> _Your task_: Print all of the lines exactly. Any picture among them stays out.

> _Data excerpt_:
# # # # # # #

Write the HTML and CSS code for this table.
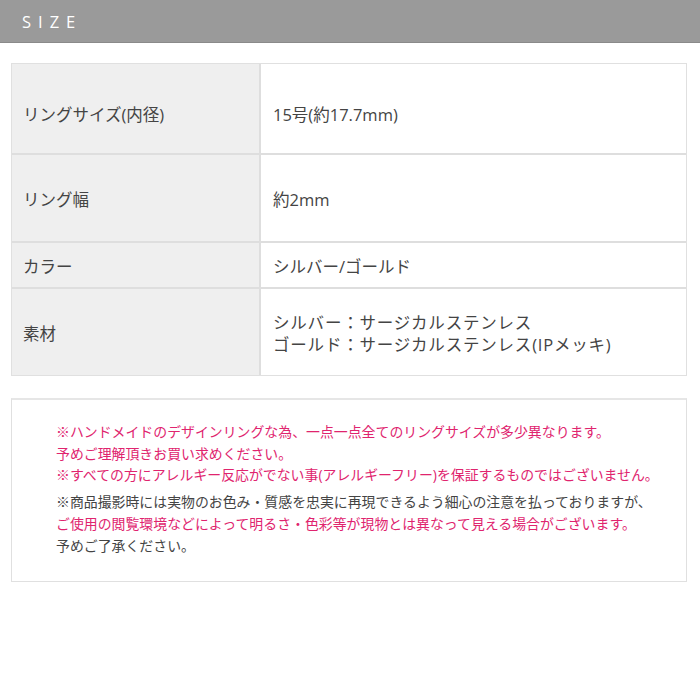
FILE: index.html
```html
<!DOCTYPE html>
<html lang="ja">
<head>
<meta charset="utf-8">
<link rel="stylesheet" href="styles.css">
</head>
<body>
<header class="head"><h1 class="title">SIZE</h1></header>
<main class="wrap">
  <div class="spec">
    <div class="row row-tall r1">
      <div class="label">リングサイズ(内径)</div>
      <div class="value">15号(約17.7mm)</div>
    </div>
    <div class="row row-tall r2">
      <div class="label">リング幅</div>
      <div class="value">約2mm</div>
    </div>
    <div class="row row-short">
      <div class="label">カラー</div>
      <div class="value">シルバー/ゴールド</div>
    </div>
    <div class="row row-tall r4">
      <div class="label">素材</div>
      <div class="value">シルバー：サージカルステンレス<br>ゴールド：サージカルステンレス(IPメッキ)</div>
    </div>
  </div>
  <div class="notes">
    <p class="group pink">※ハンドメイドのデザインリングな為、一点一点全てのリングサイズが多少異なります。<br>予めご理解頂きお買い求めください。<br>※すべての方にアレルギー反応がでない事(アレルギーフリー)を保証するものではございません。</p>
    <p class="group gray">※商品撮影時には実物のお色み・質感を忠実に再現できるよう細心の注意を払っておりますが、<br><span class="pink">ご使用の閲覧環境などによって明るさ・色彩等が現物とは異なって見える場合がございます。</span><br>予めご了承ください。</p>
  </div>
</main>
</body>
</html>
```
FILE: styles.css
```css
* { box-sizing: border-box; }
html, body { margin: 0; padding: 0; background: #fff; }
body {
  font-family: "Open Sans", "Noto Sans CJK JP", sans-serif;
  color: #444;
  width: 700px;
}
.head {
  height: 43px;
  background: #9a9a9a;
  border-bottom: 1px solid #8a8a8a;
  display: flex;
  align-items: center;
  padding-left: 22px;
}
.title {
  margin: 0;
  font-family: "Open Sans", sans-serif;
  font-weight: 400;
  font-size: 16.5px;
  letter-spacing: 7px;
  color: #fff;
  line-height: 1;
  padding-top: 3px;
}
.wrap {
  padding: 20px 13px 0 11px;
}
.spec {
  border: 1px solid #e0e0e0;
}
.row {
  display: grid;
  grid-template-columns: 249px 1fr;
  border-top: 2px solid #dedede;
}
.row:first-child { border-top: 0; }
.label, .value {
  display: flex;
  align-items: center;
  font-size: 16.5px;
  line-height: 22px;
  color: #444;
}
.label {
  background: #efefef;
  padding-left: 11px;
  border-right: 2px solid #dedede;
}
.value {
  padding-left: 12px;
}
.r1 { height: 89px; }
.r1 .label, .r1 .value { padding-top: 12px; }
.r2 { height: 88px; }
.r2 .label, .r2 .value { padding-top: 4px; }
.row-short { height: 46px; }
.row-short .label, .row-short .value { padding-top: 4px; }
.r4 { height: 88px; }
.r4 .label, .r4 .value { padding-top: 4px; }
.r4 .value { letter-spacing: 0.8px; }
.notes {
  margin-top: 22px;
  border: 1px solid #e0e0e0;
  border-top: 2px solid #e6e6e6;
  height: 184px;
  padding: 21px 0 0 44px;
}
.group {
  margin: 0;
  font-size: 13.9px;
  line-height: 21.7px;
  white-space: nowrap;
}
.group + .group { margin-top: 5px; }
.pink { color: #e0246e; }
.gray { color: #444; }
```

# # # # # # #

> _Output of the task_:
Write the HTML and CSS code for this table.
FILE: index.html
```html
<!DOCTYPE html>
<html lang="ja">
<head>
<meta charset="utf-8">
<link rel="stylesheet" href="styles.css">
</head>
<body>
<header class="head"><h1 class="title">SIZE</h1></header>
<main class="wrap">
  <div class="spec">
    <div class="row row-tall r1">
      <div class="label">リングサイズ(内径)</div>
      <div class="value">15号(約17.7mm)</div>
    </div>
    <div class="row row-tall r2">
      <div class="label">リング幅</div>
      <div class="value">約2mm</div>
    </div>
    <div class="row row-short">
      <div class="label">カラー</div>
      <div class="value">シルバー/ゴールド</div>
    </div>
    <div class="row row-tall r4">
      <div class="label">素材</div>
      <div class="value">シルバー：サージカルステンレス<br>ゴールド：サージカルステンレス(IPメッキ)</div>
    </div>
  </div>
  <div class="notes">
    <p class="group pink">※ハンドメイドのデザインリングな為、一点一点全てのリングサイズが多少異なります。<br>予めご理解頂きお買い求めください。<br>※すべての方にアレルギー反応がでない事(アレルギーフリー)を保証するものではございません。</p>
    <p class="group gray">※商品撮影時には実物のお色み・質感を忠実に再現できるよう細心の注意を払っておりますが、<br><span class="pink">ご使用の閲覧環境などによって明るさ・色彩等が現物とは異なって見える場合がございます。</span><br>予めご了承ください。</p>
  </div>
</main>
</body>
</html>
```
FILE: styles.css
```css
* { box-sizing: border-box; }
html, body { margin: 0; padding: 0; background: #fff; }
body {
  font-family: "Open Sans", "Noto Sans CJK JP", sans-serif;
  color: #444;
  width: 700px;
}
.head {
  height: 43px;
  background: #9a9a9a;
  border-bottom: 1px solid #8a8a8a;
  display: flex;
  align-items: center;
  padding-left: 22px;
}
.title {
  margin: 0;
  font-family: "Open Sans", sans-serif;
  font-weight: 400;
  font-size: 16.5px;
  letter-spacing: 7px;
  color: #fff;
  line-height: 1;
  padding-top: 3px;
}
.wrap {
  padding: 20px 13px 0 11px;
}
.spec {
  border: 1px solid #e0e0e0;
}
.row {
  display: grid;
  grid-template-columns: 249px 1fr;
  border-top: 2px solid #dedede;
}
.row:first-child { border-top: 0; }
.label, .value {
  display: flex;
  align-items: center;
  font-size: 16.5px;
  line-height: 22px;
  color: #444;
}
.label {
  background: #efefef;
  padding-left: 11px;
  border-right: 2px solid #dedede;
}
.value {
  padding-left: 12px;
}
.r1 { height: 89px; }
.r1 .label, .r1 .value { padding-top: 12px; }
.r2 { height: 88px; }
.r2 .label, .r2 .value { padding-top: 4px; }
.row-short { height: 46px; }
.row-short .label, .row-short .value { padding-top: 4px; }
.r4 { height: 88px; }
.r4 .label, .r4 .value { padding-top: 4px; }
.r4 .value { letter-spacing: 0.8px; }
.notes {
  margin-top: 22px;
  border: 1px solid #e0e0e0;
  border-top: 2px solid #e6e6e6;
  height: 184px;
  padding: 21px 0 0 44px;
}
.group {
  margin: 0;
  font-size: 13.9px;
  line-height: 21.7px;
  white-space: nowrap;
}
.group + .group { margin-top: 5px; }
.pink { color: #e0246e; }
.gray { color: #444; }
```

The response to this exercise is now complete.